How do I want to treat patients?
How do I want my patients and their families to remember me?
How can I avoid the burnout, cynicism and hatred I see in other medics?
I found Michael Morse’s blog, Rescuing Providence, and first book, “Rescuing Providence,” soon after I became a paramedic. With each shift on the ambulance I was increasingly asking myself those questions.
I was working on-call and had a different partner on almost every shift. I had some great partners and some not so great partners. And we always had patients, many living on the very margins of society that either through their struggle with mental illness, addiction, incarceration or chronic illness brought out the best or the worst in us. An unnecessary sternal rub on a drunk, an arm drop test on a seizing patient and high-speed driving and sharp turns felt more like patient assault than treatment.

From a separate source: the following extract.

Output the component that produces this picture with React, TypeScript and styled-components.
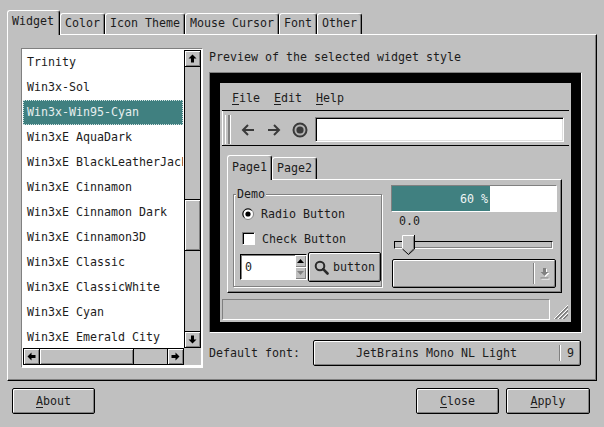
import React from "react";
import styled, { createGlobalStyle, css } from "styled-components";

const GlobalStyle = createGlobalStyle`
  html, body {
    margin: 0;
    padding: 0;
    background: #c0c0c0;
  }
  body {
    font-family: "DejaVu Sans Mono", "Liberation Mono", monospace;
    font-size: 11.63px;
    color: #1c1c1c;
  }
  * {
    box-sizing: border-box;
  }
`;

const raised = css`
  border: 1px solid #000;
  background: #c0c0c0;
  box-shadow: inset 1px 1px 0 #fff, inset -1px -1px 0 #808080;
`;

const sunken = css`
  border: 1px solid;
  border-color: #808080 #fff #fff #808080;
`;

const etchedV = css`
  width: 2px;
  border-left: 1px solid #808080;
  border-right: 1px solid #fff;
`;

const Window = styled.div`
  width: 604px;
  height: 427px;
  padding: 0 7px;
  display: flex;
  flex-direction: column;
  overflow: hidden;
`;

const TabBar = styled.div`
  display: flex;
  align-items: flex-end;
  height: 34px;
`;

const Tab = styled.div<{ $active?: boolean }>`
  position: relative;
  z-index: ${p => (p.$active ? 2 : 0)};
  height: ${p => (p.$active ? 25 : 21)}px;
  margin-bottom: ${p => (p.$active ? -1 : 0)}px;
  padding: ${p => (p.$active ? "0 5px 0 4px" : "0 4px")};
  border: 1px solid;
  border-color: #fff #000 transparent #fff;
  border-bottom: none;
  border-radius: 3px 3px 0 0;
  box-shadow: inset -1px 0 0 #808080;
  background: #c0c0c0;
  line-height: ${p => (p.$active ? 21 : 19)}px;
  white-space: nowrap;
`;

const Pane = styled.div`
  height: 347px;
  border: 1px solid;
  border-color: #fff #000 #000 #fff;
  box-shadow: inset -1px -1px 0 #808080;
  display: flex;
  gap: 6px;
  padding: 13px 0 0 13px;
`;

/* ---------- style list ---------- */

const ListBox = styled.div`
  width: 182px;
  height: 320px;
  ${sunken};
  background: #fff;
  display: grid;
  grid-template-columns: 162px 17px 1fr;
  grid-template-rows: 299px 17px 1fr;
`;

const Items = styled.div`
  padding: 1px;
  overflow: hidden;
`;

const Item = styled.div<{ $selected?: boolean }>`
  height: 25px;
  line-height: 25px;
  padding-left: 4px;
  white-space: nowrap;
  overflow: hidden;
  ${p =>
    p.$selected &&
    css`
      background: #408080;
      color: #e6eeee;
      outline: 1px dotted #d4e4e4;
      outline-offset: -1px;
    `}
`;

const VScroll = styled.div`
  margin-top: 1px;
  border: 1px solid #000;
  background: #c0c0c0;
  display: flex;
  flex-direction: column;
`;

const HScroll = styled.div`
  margin-left: 1px;
  border: 1px solid #000;
  background: #c0c0c0;
  display: flex;
`;

const Corner = styled.div`
  background: #c0c0c0;
`;

const ScrollBtn = styled.div<{ $edge: "top" | "bottom" | "left" | "right" }>`
  flex: 0 0 auto;
  width: ${p => (p.$edge === "left" || p.$edge === "right" ? 16 : 15)}px;
  height: ${p => (p.$edge === "top" || p.$edge === "bottom" ? 16 : 15)}px;
  display: flex;
  align-items: center;
  justify-content: center;
  box-shadow: inset 1px 1px 0 #fff, inset -1px -1px 0 #808080;
  ${p => `border-${p.$edge === "top" ? "bottom" : p.$edge === "bottom" ? "top" : p.$edge === "left" ? "right" : "left"}: 1px solid #000;`}
`;

const Track = styled.div<{ $size?: number }>`
  flex: ${p => (p.$size ? `0 0 ${p.$size}px` : "1 1 auto")};
`;

const VThumb = styled.div`
  flex: 0 0 52px;
  border-top: 1px solid #000;
  border-bottom: 1px solid #000;
  box-shadow: inset 1px 1px 0 #fff, inset -1px -1px 0 #808080;
`;

const HThumb = styled.div`
  flex: 0 0 94px;
  border-right: 1px solid #000;
  box-shadow: inset 1px 1px 0 #fff, inset -1px -1px 0 #808080;
`;

const ArrowSvg = styled.svg<{ $rot: number }>`
  display: block;
  transform: rotate(${p => p.$rot}deg);
`;

const Arrow = ({ dir }: { dir: "up" | "down" | "left" | "right" }) => {
  const rot = { up: 0, right: 90, down: 180, left: 270 }[dir];
  return (
    <ArrowSvg $rot={rot} width="9" height="9" viewBox="0 0 9 9">
      <polygon points="4.5,0.5 8.5,4.5 6,4.5 6,8.5 3,8.5 3,4.5 0.5,4.5" fill="#000" />
    </ArrowSvg>
  );
};

/* ---------- right side ---------- */

const RightCol = styled.div`
  width: 373px;
  display: flex;
  flex-direction: column;
`;

const Caption = styled.div`
  height: 18px;
  line-height: 18px;
`;

const PreviewFrame = styled.div`
  margin-top: 6px;
  height: 261px;
  border: 1px solid;
  border-color: #808080 #fff #fff #808080;
  background: #000;
  padding: 10px;
`;

const InnerWindow = styled.div`
  height: 239px;
  background: #c0c0c0;
  display: flex;
  flex-direction: column;
`;

const MenuBar = styled.div`
  height: 27px;
  padding: 3px 0 0 5px;
  display: flex;
  align-items: center;
`;

const MenuItem = styled.span`
  padding: 0 7px;
`;

const Mn = styled.span`
  text-decoration: underline;
  text-underline-offset: 2px;
`;

const Toolbar = styled.div`
  height: 36px;
  margin: 0 2px;
  padding: 3px 0 0 3px;
  border-top: 1px solid #000;
  border-bottom: 1px solid #000;
  box-shadow: inset 1px 0 0 #fff;
  display: flex;
  align-items: center;
`;

const Handle = styled.div`
  width: 5px;
  height: 29px;
  margin-right: 5px;
  border-left: 1px solid #fff;
  border-right: 1px solid #808080;
  box-shadow: inset -1px 0 0 #808080, 1px 0 0 #fff;
`;

const ToolIcon = styled.div`
  width: 26px;
  display: flex;
  justify-content: center;
`;

const UrlInput = styled.div`
  margin-left: 2px;
  width: 249px;
  height: 25px;
  background: #fff;
  border: 1px solid;
  border-color: #808080 #fff #fff #808080;
  box-shadow: inset 1px 1px 0 #000, inset -1px -1px 0 #dfdfdf;
`;

const TabWidget = styled.div`
  margin: 9px 0 0 7px;
  width: 335px;
  display: flex;
  flex-direction: column;
`;

const PageTabs = styled.div`
  height: 24px;
  display: flex;
  align-items: flex-end;
`;

const PageTab = styled(Tab)`
  height: ${p => (p.$active ? 25 : 22)}px;
  padding: 0 4px;
  line-height: ${p => (p.$active ? 22 : 20)}px;
`;

const PagePane = styled.div`
  height: 114px;
  border: 1px solid;
  border-color: #fff #000 #000 #fff;
  box-shadow: inset -1px -1px 0 #808080;
  display: flex;
  gap: 9px;
  padding: 5px 0 0 5px;
`;

const GroupBox = styled.div`
  margin-top: 9px;
  width: 149px;
  height: 93px;
  border: 1px solid #808080;
  box-shadow: inset 1px 1px 0 #fff, 1px 1px 0 #fff;
  display: flex;
  flex-direction: column;
  padding: 0 0 0 6px;
`;

const GroupTitle = styled.span`
  align-self: flex-start;
  margin: -8px 0 0 -4px;
  padding: 0 1px;
  line-height: 14px;
  background: #c0c0c0;
`;

const OptionRow = styled.div`
  height: 25px;
  padding-left: 2px;
  display: flex;
  align-items: center;
  gap: 7px;
`;

const CheckBox = styled.span`
  width: 13px;
  height: 13px;
  background: #fff;
  border: 1px solid;
  border-color: #808080 #fff #fff #808080;
  box-shadow: inset 1px 1px 0 #000;
`;

const SpinRow = styled.div`
  margin-top: 1px;
  display: flex;
  align-items: center;
  gap: 1px;
`;

const SpinBox = styled.div`
  width: 67px;
  height: 26px;
  display: flex;
  background: #fff;
  border: 1px solid;
  border-color: #000 #fff #fff #000;
  box-shadow: inset 1px 1px 0 #808080;
`;

const SpinField = styled.div`
  flex: 1;
  padding-left: 4px;
  line-height: 24px;
`;

const SpinButtons = styled.div`
  width: 11px;
  display: flex;
  flex-direction: column;
`;

const SpinBtn = styled.div`
  flex: 1;
  display: flex;
  align-items: center;
  justify-content: center;
  background: #c0c0c0;
  box-shadow: inset 1px 1px 0 #fff, inset -1px -1px 0 #808080;
`;

const PushButton = styled.div<{ $w: number; $h?: number }>`
  ${raised};
  border-radius: 2px;
  width: ${p => p.$w}px;
  height: ${p => p.$h ?? 26}px;
  display: flex;
  align-items: center;
  justify-content: center;
  gap: 4px;
  white-space: nowrap;
`;

const RightPart = styled.div`
  width: 166px;
  display: flex;
  flex-direction: column;
`;

const Progress = styled.div`
  height: 27px;
  ${sunken};
  background: #fff;
  display: grid;
`;

const ProgressFill = styled.div`
  grid-area: 1 / 1;
  background: #408080;
`;

const ProgressText = styled.div`
  grid-area: 1 / 1;
  justify-self: center;
  align-self: center;
  color: #eef4f4;
`;

const ValueLabel = styled.div`
  margin: 2px 0 0 8px;
  line-height: 14px;
`;

const Slider = styled.div`
  position: relative;
  margin-top: 7px;
  height: 20px;
`;

const Groove = styled.div`
  margin: 6px 4px 0 3px;
  height: 8px;
  background: #c0c0c0;
  border: 1px solid;
  border-color: #000 #fff #fff #000;
  box-shadow: inset -1px -1px 0 #808080;
`;

const SliderHandle = styled.svg`
  position: absolute;
  left: 11px;
  top: 0;
`;

const Combo = styled.div`
  ${raised};
  border-radius: 2px;
  margin: 4px 0 0 1px;
  width: 164px;
  height: 29px;
  display: flex;
`;

const ComboText = styled.div`
  flex: 1;
`;

const Sep = styled.div<{ $inset: number }>`
  ${etchedV};
  margin: ${p => p.$inset}px 0;
`;

const ComboArrow = styled.div`
  width: 20px;
  display: flex;
  align-items: center;
  justify-content: center;
`;

const StatusBar = styled.div`
  margin-top: 4px;
  height: 25px;
  padding: 2px;
  display: flex;
`;

const StatusField = styled.div`
  width: 328px;
  ${sunken};
`;

const Grip = styled.svg`
  align-self: flex-end;
  margin: 0 0 1px 3px;
`;

const FontRow = styled.div`
  margin-top: 7px;
  height: 26px;
  display: flex;
  align-items: center;
`;

const FontLabel = styled.div`
  width: 104px;
`;

const FontButton = styled.div`
  ${raised};
  border-radius: 2px;
  width: 268px;
  height: 26px;
  display: flex;
`;

const FontName = styled.div`
  flex: 1;
  display: flex;
  align-items: center;
  justify-content: center;
`;

const FontSize = styled.div`
  width: 19px;
  display: flex;
  align-items: center;
  justify-content: center;
`;

const ButtonRow = styled.div`
  margin-top: 7px;
  height: 26px;
  padding: 0 7px 0 5px;
  display: flex;
  gap: 7px;
`;

const Spacer = styled.div`
  flex: 1;
`;

/* ---------- icons ---------- */

const ic = "#3a3a3a";

const BackIcon = () => (
  <svg width="14" height="14" viewBox="0 0 14 14">
    <path d="M13 7H2M7 2L2 7l5 5" stroke={ic} strokeWidth="2" fill="none" />
  </svg>
);

const ForwardIcon = () => (
  <svg width="14" height="14" viewBox="0 0 14 14">
    <path d="M1 7h11M7 2l5 5-5 5" stroke={ic} strokeWidth="2" fill="none" />
  </svg>
);

const StopIcon = () => (
  <svg width="16" height="16" viewBox="0 0 16 16">
    <circle cx="8" cy="8" r="6.5" stroke={ic} strokeWidth="2" fill="#b0b0b0" />
    <circle cx="8" cy="8" r="3.6" fill={ic} />
  </svg>
);

const SearchIcon = () => (
  <svg width="15" height="15" viewBox="0 0 15 15">
    <circle cx="6" cy="6" r="4.3" stroke="#2a2a2a" strokeWidth="2" fill="none" />
    <line x1="9.2" y1="9.2" x2="13.5" y2="13.5" stroke="#2a2a2a" strokeWidth="2.6" strokeLinecap="round" />
  </svg>
);

const Radio = () => (
  <svg width="12" height="12" viewBox="0 0 12 12">
    <circle cx="6" cy="6" r="5.5" fill="#fff" stroke="#808080" />
    <path d="M2.4 9.6A5 5 0 0 1 9.6 2.4" stroke="#000" fill="none" />
    <circle cx="6" cy="6" r="2.6" fill="#000" />
  </svg>
);

const SpinArrow = ({ up }: { up?: boolean }) => (
  <svg width="7" height="4" viewBox="0 0 7 4">
    <polygon points={up ? "3.5,0 7,4 0,4" : "0,0 7,0 3.5,4"} fill={up ? "#000" : "#808080"} />
  </svg>
);

const DisabledDown = () => (
  <svg width="10" height="12" viewBox="0 0 10 12">
    <g transform="translate(1 1)" fill="#fff">
      <polygon points="3,0 6,0 6,4 8.5,4 4.5,8 0.5,4 3,4" />
      <rect x="0.5" y="9.5" width="8" height="1" />
    </g>
    <g fill="#808080">
      <polygon points="3,0 6,0 6,4 8.5,4 4.5,8 0.5,4 3,4" />
      <rect x="0.5" y="9.5" width="8" height="1" />
    </g>
  </svg>
);

const SizeGrip = () => (
  <svg width="15" height="15" viewBox="0 0 15 15">
    {[0, 4, 8].map(k => (
      <g key={k}>
        <line x1={k + 1} y1="15" x2="15" y2={k + 1} stroke="#fff" />
        <line x1={k + 2} y1="15" x2="15" y2={k + 2} stroke="#808080" />
        <line x1={k + 3} y1="15" x2="15" y2={k + 3} stroke="#808080" />
      </g>
    ))}
  </svg>
);

const styles = [
  "Trinity",
  "Win3x-Sol",
  "Win3x-Win95-Cyan",
  "Win3xE AquaDark",
  "Win3xE BlackLeatherJacket",
  "Win3xE Cinnamon",
  "Win3xE Cinnamon Dark",
  "Win3xE Cinnamon3D",
  "Win3xE Classic",
  "Win3xE ClassicWhite",
  "Win3xE Cyan",
  "Win3xE Emerald City",
];

const tabs = ["Widget", "Color", "Icon Theme", "Mouse Cursor", "Font", "Other"];

export default function App() {
  return (
    <>
      <GlobalStyle />
      <Window>
        <TabBar>
          {tabs.map((t, i) => (
            <Tab key={t} $active={i === 0}>
              {t}
            </Tab>
          ))}
        </TabBar>
        <Pane>
          <ListBox>
            <Items>
              {styles.map(s => (
                <Item key={s} $selected={s === "Win3x-Win95-Cyan"}>
                  {s}
                </Item>
              ))}
            </Items>
            <VScroll>
              <ScrollBtn $edge="top">
                <Arrow dir="up" />
              </ScrollBtn>
              <Track $size={132} />
              <VThumb />
              <Track />
              <ScrollBtn $edge="bottom">
                <Arrow dir="down" />
              </ScrollBtn>
            </VScroll>
            <div />
            <HScroll>
              <ScrollBtn $edge="left">
                <Arrow dir="left" />
              </ScrollBtn>
              <HThumb />
              <Track />
              <ScrollBtn $edge="right">
                <Arrow dir="right" />
              </ScrollBtn>
            </HScroll>
            <Corner />
          </ListBox>

          <RightCol>
            <Caption>Preview of the selected widget style</Caption>
            <PreviewFrame>
              <InnerWindow>
                <MenuBar>
                  <MenuItem>
                    <Mn>F</Mn>ile
                  </MenuItem>
                  <MenuItem>
                    <Mn>E</Mn>dit
                  </MenuItem>
                  <MenuItem>
                    <Mn>H</Mn>elp
                  </MenuItem>
                </MenuBar>
                <Toolbar>
                  <Handle />
                  <ToolIcon>
                    <BackIcon />
                  </ToolIcon>
                  <ToolIcon>
                    <ForwardIcon />
                  </ToolIcon>
                  <ToolIcon>
                    <StopIcon />
                  </ToolIcon>
                  <UrlInput />
                </Toolbar>
                <TabWidget>
                  <PageTabs>
                    <PageTab $active>Page1</PageTab>
                    <PageTab>Page2</PageTab>
                  </PageTabs>
                  <PagePane>
                    <GroupBox>
                      <GroupTitle>Demo</GroupTitle>
                      <OptionRow>
                        <Radio />
                        Radio Button
                      </OptionRow>
                      <OptionRow>
                        <CheckBox />
                        Check Button
                      </OptionRow>
                      <SpinRow>
                        <SpinBox>
                          <SpinField>0</SpinField>
                          <SpinButtons>
                            <SpinBtn>
                              <SpinArrow up />
                            </SpinBtn>
                            <SpinBtn>
                              <SpinArrow />
                            </SpinBtn>
                          </SpinButtons>
                        </SpinBox>
                        <PushButton $w={73} $h={30}>
                          <SearchIcon />
                          button
                        </PushButton>
                      </SpinRow>
                    </GroupBox>
                    <RightPart>
                      <Progress>
                        <ProgressFill style={{ width: "60%" }} />
                        <ProgressText>60 %</ProgressText>
                      </Progress>
                      <ValueLabel>0.0</ValueLabel>
                      <Slider>
                        <Groove />
                        <SliderHandle width="13" height="20" viewBox="0 0 13 20">
                          <polygon points="0,0 13,0 13,14 6.5,20 0,14" fill="#c0c0c0" />
                          <polyline points="0.5,14 0.5,0.5 12,0.5" stroke="#fff" fill="none" />
                          <polyline points="11.5,1.5 11.5,13.6 6.5,18.2" stroke="#808080" fill="none" />
                          <polyline points="12.5,0 12.5,14 6.5,19.5 0.5,14" stroke="#000" fill="none" />
                        </SliderHandle>
                      </Slider>
                      <Combo>
                        <ComboText />
                        <Sep $inset={3} />
                        <ComboArrow>
                          <DisabledDown />
                        </ComboArrow>
                      </Combo>
                    </RightPart>
                  </PagePane>
                </TabWidget>
                <StatusBar>
                  <StatusField />
                  <Grip as="svg" width="15" height="15" viewBox="0 0 15 15">
                    <SizeGrip />
                  </Grip>
                </StatusBar>
              </InnerWindow>
            </PreviewFrame>
            <FontRow>
              <FontLabel>Default font:</FontLabel>
              <FontButton>
                <FontName>JetBrains Mono NL Light</FontName>
                <Sep $inset={4} />
                <FontSize>9</FontSize>
              </FontButton>
            </FontRow>
          </RightCol>
        </Pane>
        <ButtonRow>
          <PushButton $w={83}>
            <span>
              <Mn>A</Mn>bout
            </span>
          </PushButton>
          <Spacer />
          <PushButton $w={83}>
            <span>
              <Mn>C</Mn>lose
            </span>
          </PushButton>
          <PushButton $w={84}>
            <span>
              <Mn>A</Mn>pply
            </span>
          </PushButton>
        </ButtonRow>
      </Window>
    </>
  );
}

Back at the station too many conversations tumbled downward to hate-filled, racial rants about the citizens of our response area. Looking back I suppose I could (and probably should have) taken a stand and confronted those medics. Instead of joining the conversation or limply standing by I retreated into EMS books and blogs.
Authors and EMS providers Michael Morse, Peter Canning, Kelly Grayson, Thom Dick and Michael Perry taught me more than I had learned in medic school or from my preceptors. They were a much-needed counterbalance to what I was experiencing on duty.
I learned that it is OK to always give the patient the benefit of the doubt, that the best treatment might be a warm blanket and that if I didn’t stand up for a patient no one would. I also learned that the choices we make to be a part of EMS have consequences for our loved ones. Did I really need the overtime shift, side job teaching, or second job at a different service?
Morse also showed me an outlet for the stress I was experiencing on the street. I needed an outlet that was safe for me, my wife and my young children. Like Morse I turned to writing, as well as exercise, to let go of the stress and not redirect it at my patients. As you read “City Life” – a collection of patient encounters – don’t mourn for Morse, look down at what he did or didn’t do for his patients, or even judge the patients.
Instead reflect on your own practice as a caregiver. What kind of paramedic, parent, spouse or friend do you want to be?